Une récente étude évoque 5 % de risque d’une extinction de l’humanité à cause de l’intelligence artificielle. Un chiffre qui laisse Gilles Moyse pour le moins pantois : « L’IA Terminator, ça c’est, on en est à des années-lumière. Ce serait intéressant de se pencher sur le pourquoi de ces fantasmes autour d’une IA destructrice. Il faut comprendre qu’on est à des années-lumière d’avoir un logiciel informatique qui est plus malin que nous. Plus on réfléchit sur l’intelligence artificielle, plus on pense à l’intelligence humaine, et plus on se rend compte du gouffre qu’il y a entre les deux. L’IA, ce n’est qu’un modèle statistique qui est capable de prédire le mot suivant le plus probable. »

Si ChatGPT peut générer un texte, il ne sait pas faire cuire un œuf, il ne sait pas aimer quelqu’un, il ne sait pas créer une coiffure, il ne sait pas voter… Ses capacités sont en fait ultra limitées pour l’heure. On est très loin du concept d’IA forte, capable de surpasser le cerveau humain. Certes, on peut très bien imaginer une intelligence artificielle dangereuse sans qu’elle égale le cerveau humain. Néanmoins, l’IA n’a pas cette volonté. Elle ne peut avoir cette volonté par elle-même.

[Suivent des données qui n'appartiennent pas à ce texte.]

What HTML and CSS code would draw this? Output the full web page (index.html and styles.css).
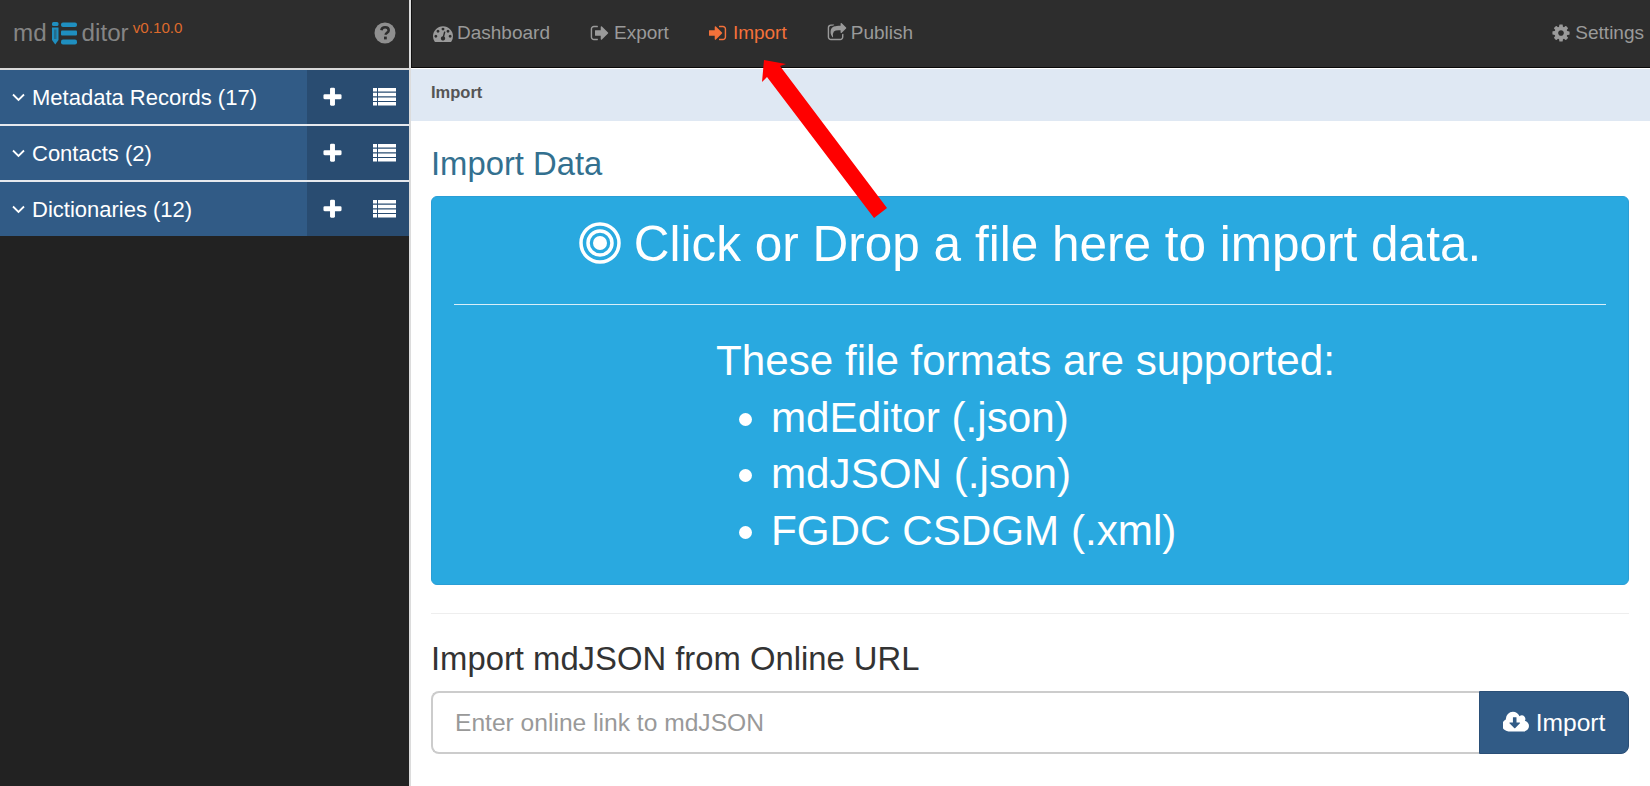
FILE: index.html
```html
<!DOCTYPE html>
<html lang="en">
<head>
<meta charset="utf-8">
<title>mdEditor Import</title>
<link rel="stylesheet" href="styles.css">
</head>
<body>
<svg width="0" height="0" class="defs">
  <symbol id="i-plus" viewBox="0 0 1792 1792"><path d="M1600 736v192q0 40-28 68t-68 28h-416v416q0 40-28 68t-68 28h-192q-40 0-68-28t-28-68v-416h-416q-40 0-68-28t-28-68v-192q0-40 28-68t68-28h416v-416q0-40 28-68t68-28h192q40 0 68 28t28 68v416h416q40 0 68 28t28 68z"/></symbol>
  <symbol id="i-list" viewBox="0 0 23 18"><path d="M0 0h4v3.500H0zM5 0h18v3.500H5zM0 4.700h4v3.500H0zM5 4.700h18v3.500H5zM0 9.400h4v3.500H0zM5 9.400h18v3.500H5zM0 14.100h4v3.500H0zM5 14.100h18v3.500H5z"/></symbol>
  <symbol id="i-down" viewBox="0 0 13 9"><path d="M1 1.500l5.500 5.500 5.500-5.500" fill="none" stroke="currentColor" stroke-width="1.800"/></symbol>
</svg>
<div class="app">
  <aside class="sidebar">
    <div class="brand">
      <span class="logo">md</span>
      <svg class="logo-mark" viewBox="0 0 25 23"><rect x="0" y="0" width="6.500" height="4" rx="1.500"/><path d="M0 5.500h6.500V18l-3.250 4.500L0 18z"/><path d="M2 7.500h2.500V17H2z" fill="#2d2d2d" opacity=".35"/><rect x="9" y="0.500" width="16" height="4.500" rx="2"/><rect x="9" y="8.500" width="16" height="5" rx="1"/><rect x="9" y="17.500" width="16" height="5" rx="2"/></svg>
      <span class="logo">ditor</span>
      <sup class="version">v0.10.0</sup>
      <svg class="help" viewBox="0 0 22 22"><circle cx="11" cy="11" r="10.500"/><path d="M7.400 8.200c.3-2.100 1.800-3 3.700-3 2 0 3.600 1.200 3.600 3 0 2.500-3 2.600-3 4.600" fill="none" stroke="#2d2d2d" stroke-width="2.600"/><rect x="10" y="14.600" width="2.800" height="2.800" fill="#2d2d2d"/></svg>
    </div>
    <ul class="records">
      <li class="record"><span class="record-label"><svg class="chev"><use href="#i-down"/></svg>Metadata Records (17)</span><span class="record-actions"><svg class="act-plus"><use href="#i-plus"/></svg><svg class="act-list"><use href="#i-list"/></svg></span></li>
      <li class="record"><span class="record-label"><svg class="chev"><use href="#i-down"/></svg>Contacts (2)</span><span class="record-actions"><svg class="act-plus"><use href="#i-plus"/></svg><svg class="act-list"><use href="#i-list"/></svg></span></li>
      <li class="record"><span class="record-label"><svg class="chev"><use href="#i-down"/></svg>Dictionaries (12)</span><span class="record-actions"><svg class="act-plus"><use href="#i-plus"/></svg><svg class="act-list"><use href="#i-list"/></svg></span></li>
    </ul>
  </aside>
  <main class="main">
    <nav class="nav">
      <a class="nav-item"><svg class="nav-icon" viewBox="0 0 1792 1792"><path d="M384 1184q0-53-37.500-90.500t-90.500-37.500-90.500 37.500-37.500 90.500 37.500 90.500 90.500 37.500 90.500-37.500 37.500-90.500zm192-448q0-53-37.500-90.500t-90.500-37.500-90.500 37.500-37.500 90.500 37.500 90.500 90.500 37.500 90.500-37.500 37.500-90.500zm428 481l101-382q6-26-7.500-48.500t-38.500-29.500-48 6.500-30 39.500l-101 382q-60 5-107 43.500t-63 98.500q-20 77 20 146t117 89 146-20 89-117q16-60-6-117t-72-91zm660-33q0-53-37.500-90.500t-90.500-37.500-90.500 37.500-37.500 90.500 37.500 90.500 90.500 37.500 90.500-37.500 37.500-90.500zm-640-640q0-53-37.500-90.500t-90.500-37.500-90.500 37.500-37.500 90.500 37.500 90.500 90.500 37.500 90.500-37.500 37.500-90.500zm448 192q0-53-37.500-90.500t-90.500-37.500-90.500 37.500-37.500 90.500 37.500 90.500 90.500 37.500 90.500-37.500 37.500-90.500zm320 448q0 261-141 483-19 29-54 29h-1402q-35 0-54-29-141-221-141-483 0-182 71-348t191-286 286-191 348-71 348 71 286 191 191 286 71 348z"/></svg>Dashboard</a>
      <a class="nav-item"><svg class="nav-icon" viewBox="0 0 1792 1792"><path d="M704 1440q0 4 1 20t.5 26.500-3 23.500-10 19.500-20.500 6.500h-320q-119 0-203.500-84.500t-84.500-203.500v-704q0-119 84.500-203.500t203.500-84.500h320q13 0 22.500 9.500t9.500 22.500q0 4 1 20t.5 26.500-3 23.500-10 19.500-20.500 6.500h-320q-66 0-113 47t-47 113v704q0 66 47 113t113 47h312l11.500 1 11.500 3 8 5.500 7 9 2 13.500zm928-544q0 26-19 45l-544 544q-19 19-45 19t-45-19-19-45v-288h-448q-26 0-45-19t-19-45v-384q0-26 19-45t45-19h448v-288q0-26 19-45t45-19 45 19l544 544q19 19 19 45z"/></svg>Export</a>
      <a class="nav-item nav-item-active"><svg class="nav-icon" viewBox="0 0 1792 1792"><path d="M1184 896q0 26-19 45l-544 544q-19 19-45 19t-45-19-19-45v-288h-448q-26 0-45-19t-19-45v-384q0-26 19-45t45-19h448v-288q0-26 19-45t45-19 45 19l544 544q19 19 19 45zm352-352v704q0 119-84.500 203.500t-203.500 84.500h-320q-13 0-22.500-9.500t-9.500-22.500q0-4-1-20t-.5-26.500 3-23.500 10-19.500 20.500-6.500h320q66 0 113-47t47-113v-704q0-66-47-113t-113-47h-288-11-13t-11.500-1-11.500-3-8-5.500-7-9-2-13.500q0-4-1-20t-.5-26.500 3-23.500 10-19.500 20.500-6.500h320q119 0 203.500 84.500t84.500 203.500z"/></svg>Import</a>
      <a class="nav-item"><svg class="nav-icon" viewBox="0 0 1792 1792"><path d="M1472 989v259q0 119-84.500 203.500t-203.500 84.500h-832q-119 0-203.500-84.500t-84.500-203.500v-832q0-119 84.500-203.500t203.500-84.500h255q13 0 22.500 9.500t9.500 22.500q0 27-26 32-77 26-133 60-10 4-16 4h-112q-66 0-113 47t-47 113v832q0 66 47 113t113 47h832q66 0 113-47t47-113v-214q0-19 18-29 28-13 54-37 16-16 35-8 21 9 21 29zm237-496l-384 384q-18 19-45 19-12 0-25-5-39-17-39-59v-192h-160q-323 0-438 131-119 137-74 473 3 23-20 34-8 2-12 2-16 0-26-13-10-14-21-31t-39.500-68.500-49.500-99.500-38.500-114-17.500-122q0-49 3.500-91t14-90 28-88 47-81.500 68.500-74 94.500-61.500 124.500-48.500 159.500-30.500 196.500-11h160v-192q0-42 39-59 13-5 25-5 26 0 45 19l384 384q19 19 19 45t-19 45z"/></svg>Publish</a>
      <a class="nav-item nav-item-end"><svg class="nav-icon" viewBox="0 0 1792 1792"><path d="M1152 896q0-106-75-181t-181-75-181 75-75 181 75 181 181 75 181-75 75-181zm512-109v222q0 12-8 23t-20 13l-185 28q-19 54-39 91 35 50 107 138 10 12 10 25t-9 23q-27 37-99 108t-94 71q-12 0-26-9l-138-108q-44 23-91 38-16 136-29 186-7 28-36 28h-222q-14 0-24.500-8.500t-11.500-21.500l-28-184q-49-16-90-37l-141 107q-10 9-25 9-14 0-25-11-126-114-165-168-7-10-7-23 0-12 8-23 15-21 51-66.500t54-70.500q-27-50-41-99l-183-27q-13-2-21-12.500t-8-23.500v-222q0-12 8-23t19-13l186-28q14-46 39-92-40-57-107-138-10-12-10-24 0-10 9-23 26-36 98.500-107.500t94.500-71.500q13 0 26 10l138 107q44-23 91-38 16-136 29-186 7-28 36-28h222q14 0 24.500 8.500t11.500 21.500l28 184q49 16 90 37l142-107q9-9 24-9 13 0 25 10 129 119 165 170 7 8 7 22 0 12-8 23-15 21-51 66.500t-54 70.500q26 50 41 98l183 28q13 2 21 12.500t8 23.500z"/></svg>Settings</a>
    </nav>
    <div class="crumb">Import</div>
    <section class="content">
      <h3 class="title">Import Data</h3>
      <div class="drop">
        <div class="drop-head"><svg class="bullseye" viewBox="0 0 42 42"><circle cx="21" cy="21" r="19" /><circle cx="21" cy="21" r="12"/><circle class="dot" cx="21" cy="21" r="7"/></svg>Click or Drop a file here to import data.</div>
        <hr class="drop-rule">
        <div class="formats">
          <div class="formats-inner">
            <p class="formats-title">These file formats are supported:</p>
            <ul class="formats-list">
              <li>mdEditor (.json)</li>
              <li>mdJSON (.json)</li>
              <li>FGDC CSDGM (.xml)</li>
            </ul>
          </div>
        </div>
      </div>
      <hr class="rule">
      <h4 class="subtitle">Import mdJSON from Online URL</h4>
      <div class="url-group">
        <input class="url-input" type="text" placeholder="Enter online link to mdJSON">
        <button class="url-btn" type="button"><svg class="btn-icon" viewBox="0 0 1920 1792"><path d="M1216 928q0-14-9-23t-23-9h-224v-352q0-13-9.500-22.500t-22.500-9.500h-192q-13 0-22.500 9.500t-9.500 22.500v352h-224q-14 0-23 9t-9 23q0 12 10 24l352 352q9 9 23 9t23-9l351-351q11-13 11-25zm640 224q0 159-112.500 271.500t-271.500 112.500h-1088q-185 0-316.500-131.500t-131.500-316.500q0-130 70-240t188-165q-2-30-2-43 0-212 150-362t362-150q156 0 285.500 87t188.500 231q71-62 166-62 106 0 181 75t75 181q0 76-41 138 130 31 213.500 135.500t83.500 238.500z"/></svg>Import</button>
      </div>
    </section>
  </main>
</div>
<svg class="arrow" viewBox="0 0 1650 786"><polygon points="764,60 786,64 780,66 887,208 874,218 767,77 762,82"/></svg>
</body>
</html>
```

FILE: styles.css
```css
* { box-sizing: border-box; }
html, body { height: 100%; }
body {
  margin: 0;
  overflow: hidden;
  background: #fff;
  font-family: "Liberation Sans", Arial, sans-serif;
}
.defs { position: absolute; }
.app { display: flex; height: 786px; }

.sidebar {
  width: 411px;
  flex: none;
  background: #222;
  border-right: 2px solid #dcdcdc;
}
.brand {
  height: 70px;
  display: flex;
  align-items: center;
  padding: 0 14px 2px 13px;
  background: #2d2d2d;
  border-bottom: 2px solid #d8d8d8;
}
.logo { font-size: 24.200px; color: #858585; }
.logo-mark { width: 25px; height: 23px; margin: 0 5px 0 5px; fill: #1f8fc0; }
.version {
  font-size: 15.200px;
  color: #dd6a2c;
  margin: -12px 0 0 4px;
  flex: 1;
}
.help { width: 22px; height: 22px; margin: 0 -1px 1px 0; fill: #8f8f8f; }

.records { list-style: none; margin: 0; padding: 0; }
.record {
  display: flex;
  height: 54px;
  margin-bottom: 2px;
  background: #315b86;
  color: #fff;
  font-size: 22px;
  box-shadow: 0 2px 0 #e6e9ee;
}
.record:last-child { box-shadow: none; }
.record-label {
  flex: 1;
  display: flex;
  align-items: center;
  padding: 1px 0 0 12px;
}
.chev { width: 13px; height: 9px; margin-right: 7px; color: #fff; }
.record-actions {
  width: 102px;
  display: flex;
  align-items: center;
  padding-left: 14px;
  background: #294c71;
}
.act-plus { width: 23px; height: 23px; fill: #fff; }
.act-list { width: 23px; height: 18px; margin-left: 29px; fill: #fff; }

.main { flex: 1; min-width: 0; }
.nav {
  height: 68px;
  display: flex;
  align-items: center;
  gap: 40px;
  padding: 0 6px 2px 21px;
  background: #2d2d2d;
  border-left: 1px solid #111;
  border-bottom: 1px solid #0a0a0a;
  font-size: 19px;
  color: #9a9a9a;
}
.nav-item { display: flex; align-items: center; white-space: nowrap; }
.nav-item-active { color: #f4713a; }
.nav-item-end { margin-left: auto; }
.nav-icon { width: 20px; height: 20px; margin-right: 4px; fill: currentColor; }

.crumb {
  height: 52px;
  margin-top: 1px;
  padding: 11px 20px 0;
  background: #dfe8f3;
  font-size: 16.500px;
  line-height: 24px;
  font-weight: 700;
  color: #555;
}
.content { padding: 0 21px 0 20px; }
.title {
  margin: 25px 0 0;
  font-size: 32.800px;
  line-height: 36px;
  font-weight: 400;
  color: #33708f;
}
.drop {
  height: 389px;
  margin-top: 14px;
  border: 1px solid #2a9ed6;
  border-radius: 6px;
  background: #29a9e0;
  color: #fff;
  padding: 0 22px;
}
.drop-head {
  height: 107px;
  display: flex;
  align-items: center;
  justify-content: center;
  font-size: 49.500px;
  padding-bottom: 15px;
}
.bullseye { width: 42px; height: 42px; margin-right: 13px; fill: none; stroke: #fff; stroke-width: 3.500; }
.bullseye .dot { fill: #fff; stroke: none; }
.drop-rule { margin: 0; border: 0; border-top: 1px solid #d8eef9; }
.formats { display: flex; justify-content: center; padding-top: 28px; }
.formats-inner { width: max-content; margin-right: 9px; font-size: 42.200px; line-height: 56.500px; white-space: nowrap; }
.formats-title { margin: 0; }
.formats-list { margin: 0; padding: 0 0 0 55px; }

.rule { margin: 28px 0 0; border: 0; border-top: 1px solid #eee; }
.subtitle {
  margin: 27px 0 0;
  font-size: 32.800px;
  line-height: 36px;
  font-weight: 400;
  color: #333;
}
.url-group { display: flex; height: 63px; margin-top: 14px; }
.url-input {
  flex: 1;
  min-width: 0;
  padding: 0 22px;
  border: 2px solid #ccc;
  border-right: 0;
  border-radius: 8px 0 0 8px;
  font: 24.600px "Liberation Sans", Arial, sans-serif;
  color: #555;
}
.url-input::placeholder { color: #999; opacity: 1; }
.url-btn {
  width: 150px;
  display: flex;
  align-items: center;
  justify-content: center;
  border: 1px solid #2a4f77;
  border-radius: 0 8px 8px 0;
  background: #315b86;
  color: #fff;
  font: 24.600px "Liberation Sans", Arial, sans-serif;
}
.btn-icon { width: 27px; height: 25px; margin-right: 6px; fill: #fff; }

.arrow {
  position: absolute;
  left: 0;
  top: 0;
  width: 1650px;
  height: 786px;
  pointer-events: none;
  fill: #ff0000;
}
```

L’immense défi de l’Europe : faire mieux avec moins

« À l’heure actuelle, alors que se pose la question du retard de l’Europe, dont la France, en matière d’IA, c’est peut-être une opportunité. Nous n’avons pas les mêmes moyens que les géants de la Silicon Valley. Nous ne pouvons pas proposer les mêmes salaires – 1 million par an – mais c’est peut-être une chance d’aborder la question différemment. Ne pas être dans le gigantisme, que ce soit en termes de moyens que d’impact sur la planète – car les IA sont très gourmandes en énergie. Bref, c’est de ne plus uniquement avoir la posture défensive parlementaire, mais d’adopter aussi une posture créative, qui fait mieux avec moins », conclut Gilles Moyse.